Green’s Dictionary of Slang

eppes n.

also eppis
[Ger. etwas, something, thence Yid. eppes; like many Yid. terms eppes is capable of many uses, often ironic, and all dependent on context. It entered the sl. vocabulary via the underworld, which used it to mean low-class or worthless.
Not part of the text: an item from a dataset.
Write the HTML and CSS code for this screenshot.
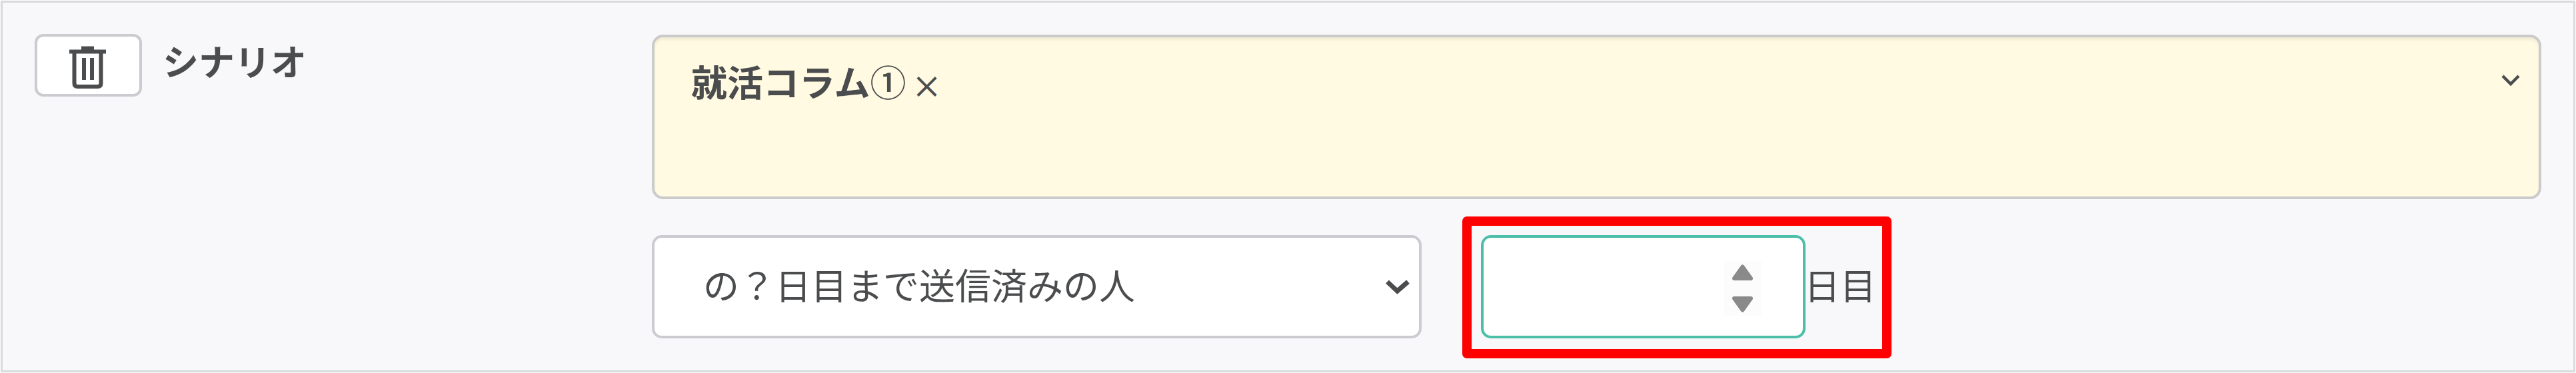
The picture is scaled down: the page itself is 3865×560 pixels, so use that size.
FILE: index.html
```html
<!DOCTYPE html>
<html lang="ja">
<head>
    <meta charset="UTF-8">
    <title>シナリオ</title>
    <link rel="stylesheet" href="styles.css">
</head>
<body>

    <div class="condition">
        <div class="condition-head">
            <button type="button" class="delete-btn">
                <svg width="55" height="65" viewBox="0 0 55 65" fill="none" stroke="#4b4c4e">
                    <path d="M18 3.500h19" stroke-width="6"/>
                    <path d="M0 8.500h55" stroke-width="6"/>
                    <path d="M7.500 10v46q0 5 5 5h30q5 0 5-5V10" stroke-width="6"/>
                    <path d="M22 18v33M34 18v33" stroke-width="6"/>
                </svg>
            </button>
            <span class="label">シナリオ</span>
        </div>

        <div class="condition-body">
            <!-- Selected scenario -->
            <div class="scenario-box">
                <div class="tag">就活コラム<span class="num">①</span><span class="remove">×</span></div>
                <svg class="arrow" width="28" height="18" viewBox="0 0 28 18" fill="none" stroke="#4b4c4e" stroke-width="4.500">
                    <path d="M2 2l12 12L26 2"/>
                </svg>
            </div>

            <div class="row">
                <div class="select">
                    <span class="select-text">の？日目まで送信済みの人</span>
                    <svg width="36" height="22" viewBox="0 0 36 22" fill="none" stroke="#4b4c4e" stroke-width="7">
                        <path d="M2.500 3L17.500 17 33.500 3"/>
                    </svg>
                </div>

                <div class="highlight">
                    <div class="day-input">
                        <div class="spinner">
                            <svg width="31" height="72" viewBox="0 0 31 72" fill="#8a8a8a" stroke="#8a8a8a" stroke-width="6" stroke-linejoin="round">
                                <path d="M15.500 3.500L28 21H3z"/>
                                <path d="M15.500 68.500L28 51H3z"/>
                            </svg>
                        </div>
                    </div>
                    <span class="unit">日目</span>
                </div>
            </div>
        </div>
    </div>

</body>
</html>
```
FILE: styles.css
```css
* {
    box-sizing: border-box;
}

body {
    margin: 0;
    padding: 1px;
    height: 560px;
    background-color: #fcfcfc;
    color: #4b4c4e;
    font-family: "Noto Sans CJK JP", sans-serif;
    font-size: 54px;
    line-height: 80px;
}

svg {
    display: block;
}

.condition {
    display: flex;
    width: 3863px;
    height: 558px;
    padding: 48px;
    border: 3px solid #d9dada;
    background-color: #f8f8fb;
}

.condition-head {
    display: flex;
    align-items: flex-start;
    width: 926px;
}

.delete-btn {
    display: flex;
    justify-content: center;
    width: 161px;
    height: 94px;
    margin-top: -1px;
    padding: 14px 3px 0 0;
    border: 4px solid #cbcbd0;
    border-radius: 13px;
    background-color: #fff;
}

.label {
    margin: -1px 0 0 31px;
    font-weight: bold;
}

.condition-body {
    width: 2835px;
}

.scenario-box {
    display: flex;
    justify-content: space-between;
    height: 247px;
    padding: 26px 28px 0 55px;
    border: 4px solid #cbcbcb;
    border-radius: 17px;
    background-color: #fffae1;
    box-shadow: inset 0 4px 4px rgba(0, 0, 0, 0.06);
}

.tag {
    display: flex;
    font-weight: bold;
}

.num,
.remove {
    font-weight: 500;
}

.remove {
    margin: 5px 0 0 8px;
    font-size: 46px;
}

.arrow {
    margin-top: 30px;
}

.row {
    display: flex;
    margin-top: 26px;
}

.select {
    display: flex;
    justify-content: space-between;
    align-items: center;
    width: 1155px;
    height: 155px;
    margin-top: 28px;
    padding: 0 14px 0 73px;
    border: 4px solid #cbcbd0;
    border-radius: 15px;
    background-color: #fff;
}

.select-text {
    margin-bottom: 8px;
}

.highlight {
    display: flex;
    align-items: center;
    width: 644px;
    height: 213px;
    margin-left: 61px;
    padding-left: 14px;
    border: 14px solid #f00;
    border-radius: 7px;
}

.day-input {
    display: flex;
    justify-content: flex-end;
    align-items: center;
    width: 487px;
    height: 155px;
    margin-bottom: 2px;
    padding: 4px 62px 0 0;
    border: 4px solid #4bbfa7;
    border-radius: 15px;
    background-color: #fff;
}

.spinner {
    display: flex;
    justify-content: center;
    align-items: center;
    width: 57px;
    height: 82px;
    background-color: #fcfcfc;
}

.unit {
    margin: 0 0 10px -2px;
}
```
Subseq. meanings have developed since]

1. something, a little.

[US]‘J.M. Hall’ Anecdota Americana I 47: He’s a business man and his rating is O. K. But he’s eppis a little meshuga.
[US]L. Rosten Joys of Yiddish 108: eppes Pronounced EP-pis, to rhyme with ‘hep miss.’ From Middle High German: eppes 1. Something; a little. 2. A somebody.

2. a somebody.

see sense 1.

3. nothing.

[US]W. Winchell Your Broadway & Mine 20 Nov. [synd. col.] [A]ll concerned will get ‘eppis’ which in Jewish means ‘something’ but [...] on Broadwey it is sarcasm for ‘nothing’.
[US]A.J. Liebling Back Where I Came From (1990) 223: You know how old jockeys wind up – with eppes.
[US]Goldin et al. DAUL 65/2: Eppis. (Yiddish-American) Something of inconsequential value; practically nothing.